_Exercise objective_
An exact copy of all the data is required, with pictures left out.

_Collected data_
** BEGIN **

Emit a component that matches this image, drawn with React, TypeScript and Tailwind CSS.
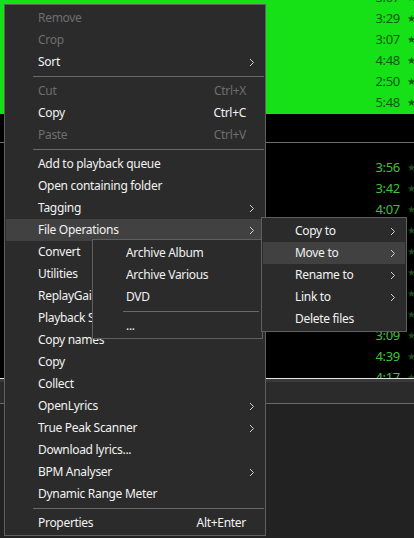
import type { ReactNode } from "react";

type Entry =
  | { kind: "sep" }
  | { kind: "item"; label: string; shortcut?: string; sub?: boolean; disabled?: boolean; active?: boolean };

const MAIN: Entry[] = [
  { kind: "item", label: "Remove", disabled: true },
  { kind: "item", label: "Crop", disabled: true },
  { kind: "item", label: "Sort", sub: true },
  { kind: "sep" },
  { kind: "item", label: "Cut", shortcut: "Ctrl+X", disabled: true },
  { kind: "item", label: "Copy", shortcut: "Ctrl+C" },
  { kind: "item", label: "Paste", shortcut: "Ctrl+V", disabled: true },
  { kind: "sep" },
  { kind: "item", label: "Add to playback queue" },
  { kind: "item", label: "Open containing folder" },
  { kind: "item", label: "Tagging", sub: true },
  { kind: "item", label: "File Operations", sub: true, active: true },
  { kind: "item", label: "Convert" },
  { kind: "item", label: "Utilities" },
  { kind: "item", label: "ReplayGain" },
  { kind: "item", label: "Playback Statistics" },
  { kind: "item", label: "Copy names" },
  { kind: "item", label: "Copy" },
  { kind: "item", label: "Collect" },
  { kind: "item", label: "OpenLyrics", sub: true },
  { kind: "item", label: "True Peak Scanner", sub: true },
  { kind: "item", label: "Download lyrics..." },
  { kind: "item", label: "BPM Analyser", sub: true },
  { kind: "item", label: "Dynamic Range Meter" },
  { kind: "sep" },
  { kind: "item", label: "Properties", shortcut: "Alt+Enter" },
];

const FILE_OPS: Entry[] = [
  { kind: "item", label: "Copy to", sub: true },
  { kind: "item", label: "Move to", sub: true, active: true },
  { kind: "item", label: "Rename to", sub: true },
  { kind: "item", label: "Link to", sub: true },
  { kind: "item", label: "Delete files" },
];

const MOVE_TO: Entry[] = [
  { kind: "item", label: "Archive Album" },
  { kind: "item", label: "Archive Various" },
  { kind: "item", label: "DVD" },
  { kind: "sep" },
  { kind: "item", label: "..." },
];

const GREEN_TIMES = ["3:07", "3:29", "3:07", "4:48", "2:50", "5:48"];
const DARK_TIMES = ["3:56", "3:42", "4:07", "3:31", "4:12", "3:48", "2:59", "3:20", "3:09", "4:39", "4:17"];

function Chevron() {
  return (
    <svg width="6" height="9" viewBox="0 0 6 9" className="shrink-0">
      <path d="M1 1 L4.5 4.5 L1 8" fill="none" stroke="#d0d0d0" strokeWidth="1" />
    </svg>
  );
}

function Menu({ entries, className, sepClass }: { entries: Entry[]; className: string; sepClass: string }) {
  return (
    <div className={`absolute border border-[#5f5f5f] bg-[#2b2b2b] px-[1px] pt-[2px] pb-[1px] ${className}`}>
      {entries.map((e, i) =>
        e.kind === "sep" ? (
          <div key={i} className="flex h-[7px] items-center">
            <div className={`h-px bg-[#6a6a6a] ${sepClass}`} />
          </div>
        ) : (
          <div
            key={i}
            className={`flex h-[22px] items-center pl-[32px] pr-[9px] ${e.active ? "bg-[#414141]" : ""} ${
              e.disabled ? "text-[#6e6e6e]" : "text-[#f2f2f2]"
            }`}
          >
            <span className="flex-1 whitespace-nowrap">{e.label}</span>
            {e.shortcut && <span className="mr-[9px] whitespace-nowrap">{e.shortcut}</span>}
            {e.sub && <Chevron />}
          </div>
        ),
      )}
    </div>
  );
}

function TimeRow({ t, cls, star }: { t: string; cls: string; star: string }): ReactNode {
  return (
    <div className="flex h-[21px] items-center justify-end">
      <span className={`text-[13px] ${cls}`}>{t}</span>
      <span className={`ml-[7px] w-[7px] overflow-hidden text-[10px] ${star}`}>★</span>
    </div>
  );
}

export default function App() {
  return (
    <div className="relative h-[538px] w-[414px] overflow-hidden bg-[#222222] text-[12px] tracking-[-0.3px] font-['Noto_Sans',sans-serif]">
      {/* playlist background */}
      <div className="h-[114px] overflow-hidden bg-[#16e016]">
        <div className="-mt-[13px]">
          {GREEN_TIMES.map((t, i) => (
            <TimeRow key={i} t={t} cls="text-[#0b5a0b]" star="text-[#0b5a0b]" />
          ))}
        </div>
      </div>
      <div className="h-[264px] overflow-hidden bg-black">
        <div className="h-[28px]" />
        <div className="h-px bg-[#6e6e6e]" />
        <div className="pt-[14px]">
          {DARK_TIMES.map((t, i) => (
            <TimeRow key={i} t={t} cls="text-[#3cc23c]" star="text-[#1e4a1e]" />
          ))}
        </div>
      </div>
      <div className="h-px bg-[#e6e6e6]" />
      <div className="h-[3px] bg-[#3a3a3a]" />
      <div className="h-[21px] bg-[#2b2b2b]" />
      <div className="h-px bg-[#6a6a6a]" />

      {/* context menus */}
      <Menu entries={MAIN} className="left-[4px] top-[4px] w-[262px]" sepClass="ml-[27px] flex-1" />
      <Menu entries={MOVE_TO} className="left-[92px] top-[239px] w-[171px]" sepClass="ml-[29px] mr-[2px] flex-1" />
      <Menu entries={FILE_OPS} className="left-[261px] top-[217px] w-[146px]" sepClass="flex-1" />
    </div>
  );
}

** END **

_Written response_
Emit a component that matches this image, drawn with React, TypeScript and Tailwind CSS.
import type { ReactNode } from "react";

type Entry =
  | { kind: "sep" }
  | { kind: "item"; label: string; shortcut?: string; sub?: boolean; disabled?: boolean; active?: boolean };

const MAIN: Entry[] = [
  { kind: "item", label: "Remove", disabled: true },
  { kind: "item", label: "Crop", disabled: true },
  { kind: "item", label: "Sort", sub: true },
  { kind: "sep" },
  { kind: "item", label: "Cut", shortcut: "Ctrl+X", disabled: true },
  { kind: "item", label: "Copy", shortcut: "Ctrl+C" },
  { kind: "item", label: "Paste", shortcut: "Ctrl+V", disabled: true },
  { kind: "sep" },
  { kind: "item", label: "Add to playback queue" },
  { kind: "item", label: "Open containing folder" },
  { kind: "item", label: "Tagging", sub: true },
  { kind: "item", label: "File Operations", sub: true, active: true },
  { kind: "item", label: "Convert" },
  { kind: "item", label: "Utilities" },
  { kind: "item", label: "ReplayGain" },
  { kind: "item", label: "Playback Statistics" },
  { kind: "item", label: "Copy names" },
  { kind: "item", label: "Copy" },
  { kind: "item", label: "Collect" },
  { kind: "item", label: "OpenLyrics", sub: true },
  { kind: "item", label: "True Peak Scanner", sub: true },
  { kind: "item", label: "Download lyrics..." },
  { kind: "item", label: "BPM Analyser", sub: true },
  { kind: "item", label: "Dynamic Range Meter" },
  { kind: "sep" },
  { kind: "item", label: "Properties", shortcut: "Alt+Enter" },
];

const FILE_OPS: Entry[] = [
  { kind: "item", label: "Copy to", sub: true },
  { kind: "item", label: "Move to", sub: true, active: true },
  { kind: "item", label: "Rename to", sub: true },
  { kind: "item", label: "Link to", sub: true },
  { kind: "item", label: "Delete files" },
];

const MOVE_TO: Entry[] = [
  { kind: "item", label: "Archive Album" },
  { kind: "item", label: "Archive Various" },
  { kind: "item", label: "DVD" },
  { kind: "sep" },
  { kind: "item", label: "..." },
];

const GREEN_TIMES = ["3:07", "3:29", "3:07", "4:48", "2:50", "5:48"];
const DARK_TIMES = ["3:56", "3:42", "4:07", "3:31", "4:12", "3:48", "2:59", "3:20", "3:09", "4:39", "4:17"];

function Chevron() {
  return (
    <svg width="6" height="9" viewBox="0 0 6 9" className="shrink-0">
      <path d="M1 1 L4.5 4.5 L1 8" fill="none" stroke="#d0d0d0" strokeWidth="1" />
    </svg>
  );
}

function Menu({ entries, className, sepClass }: { entries: Entry[]; className: string; sepClass: string }) {
  return (
    <div className={`absolute border border-[#5f5f5f] bg-[#2b2b2b] px-[1px] pt-[2px] pb-[1px] ${className}`}>
      {entries.map((e, i) =>
        e.kind === "sep" ? (
          <div key={i} className="flex h-[7px] items-center">
            <div className={`h-px bg-[#6a6a6a] ${sepClass}`} />
          </div>
        ) : (
          <div
            key={i}
            className={`flex h-[22px] items-center pl-[32px] pr-[9px] ${e.active ? "bg-[#414141]" : ""} ${
              e.disabled ? "text-[#6e6e6e]" : "text-[#f2f2f2]"
            }`}
          >
            <span className="flex-1 whitespace-nowrap">{e.label}</span>
            {e.shortcut && <span className="mr-[9px] whitespace-nowrap">{e.shortcut}</span>}
            {e.sub && <Chevron />}
          </div>
        ),
      )}
    </div>
  );
}

function TimeRow({ t, cls, star }: { t: string; cls: string; star: string }): ReactNode {
  return (
    <div className="flex h-[21px] items-center justify-end">
      <span className={`text-[13px] ${cls}`}>{t}</span>
      <span className={`ml-[7px] w-[7px] overflow-hidden text-[10px] ${star}`}>★</span>
    </div>
  );
}

export default function App() {
  return (
    <div className="relative h-[538px] w-[414px] overflow-hidden bg-[#222222] text-[12px] tracking-[-0.3px] font-['Noto_Sans',sans-serif]">
      {/* playlist background */}
      <div className="h-[114px] overflow-hidden bg-[#16e016]">
        <div className="-mt-[13px]">
          {GREEN_TIMES.map((t, i) => (
            <TimeRow key={i} t={t} cls="text-[#0b5a0b]" star="text-[#0b5a0b]" />
          ))}
        </div>
      </div>
      <div className="h-[264px] overflow-hidden bg-black">
        <div className="h-[28px]" />
        <div className="h-px bg-[#6e6e6e]" />
        <div className="pt-[14px]">
          {DARK_TIMES.map((t, i) => (
            <TimeRow key={i} t={t} cls="text-[#3cc23c]" star="text-[#1e4a1e]" />
          ))}
        </div>
      </div>
      <div className="h-px bg-[#e6e6e6]" />
      <div className="h-[3px] bg-[#3a3a3a]" />
      <div className="h-[21px] bg-[#2b2b2b]" />
      <div className="h-px bg-[#6a6a6a]" />

      {/* context menus */}
      <Menu entries={MAIN} className="left-[4px] top-[4px] w-[262px]" sepClass="ml-[27px] flex-1" />
      <Menu entries={MOVE_TO} className="left-[92px] top-[239px] w-[171px]" sepClass="ml-[29px] mr-[2px] flex-1" />
      <Menu entries={FILE_OPS} className="left-[261px] top-[217px] w-[146px]" sepClass="flex-1" />
    </div>
  );
}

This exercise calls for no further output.